FDIC Law, Regulations, Related Acts
4000 - Advisory Opinions
Deposit Broker Statute: Whether Well Capitalized Insured Depository Institutions May Accept Deposits From a Deposit Broker Without Restriction
September 9, 1994
Valerie J. Best, Counsel
I am writing in response to your recent telephone inquiry concerning the deposit broker statute.
Insured depository institutions that are well capitalized may accept deposits from a deposit broker without restriction. Further, insured depository institutions that are adequately capitalized may accept deposits from a deposit broker pursuant to a waiver from the FDIC. The vast majority of insured depository institutions are well capitalized. Consequently, the law does not prevent most insured depository institutions from doing business with your company.
Some brokers express the concern that a few disreputable brokers may conceal their status as brokers from troubled depository institutions. It might help you to know that funds placed by deposit brokers can often be detected even if it is not obvious on the face of the deposit that it was placed by an intermediary.
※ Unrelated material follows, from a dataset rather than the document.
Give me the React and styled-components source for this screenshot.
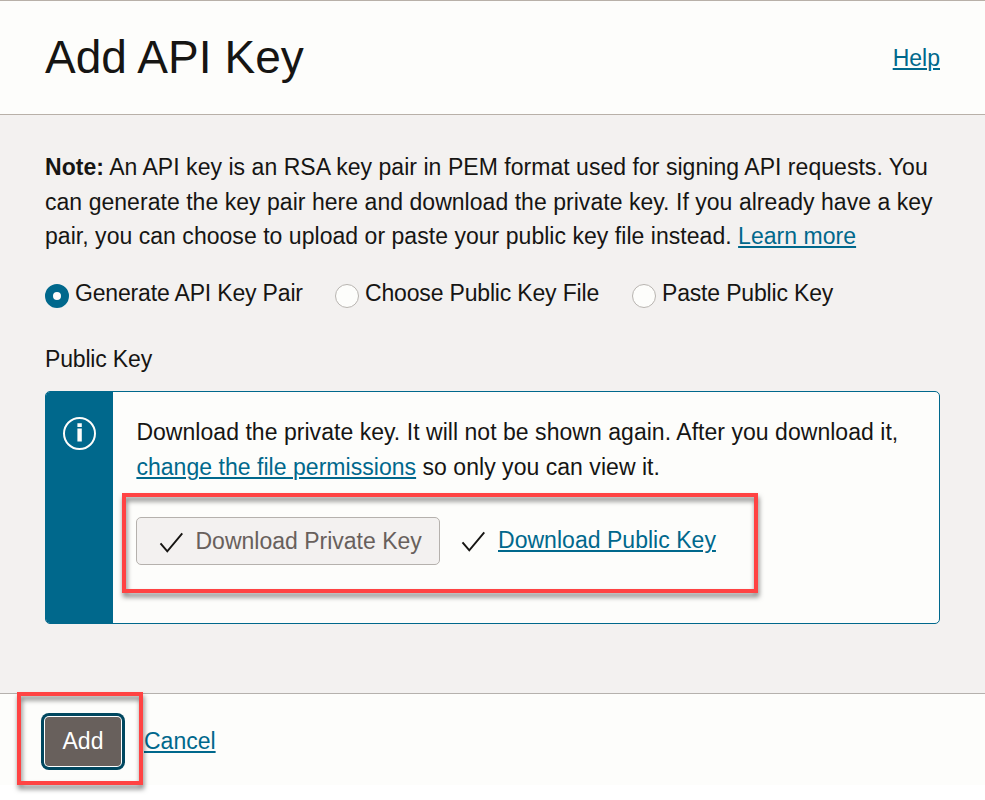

The FDIC staff has adopted the position that troubled institutions that accept brokered deposits in contravention of the law will be held responsible if they knew, or had reason to know, that the funds were brokered deposits. (FDIC Advisory Opinion 92--73.) Examiners scrutinize deposits that exhibit highly volatile characteristics or that carry higher interest rates than alternative sources, even if it is not obvious on the face of the deposit instrument that the funds were placed by a deposit broker. In some instances our examiners have contacted the deposit-owners in an effort to uncover the involvement of deposit brokers.
Some brokers also express the concern that troubled institutions are obtaining out-of-market jumbo certificates of deposit through listing services. FDIC staff has published a number of advisory letters concerning listing services. (FDIC Advisory Opinions 90--24, 92--50, among others.) These letters set forth specific guidelines as to when a service will be considered merely an information service (similar to the Dow Jones Report) as opposed to a deposit broker. A service must strictly adhere to each of these guidelines; if it does not, it will be considered a deposit broker. It should be remembered that the brokered deposit statute is not the only means available to the Federal banking agencies to control volatile deposits. A troubled institution's use of volatile deposits can be limited through a safety/soundness order issued by the appropriate Federal banking agency. In addition, the appropriate Federal banking agency can restrict a troubled institution's activities pursuant to the "prompt corrective action" statute (12 U.S.C. 1831o). An institution may be subject to criticism and/or corrective action if its activities contravene general principles of safety/soundness regardless of the source of deposits.
I hope you find the above information helpful.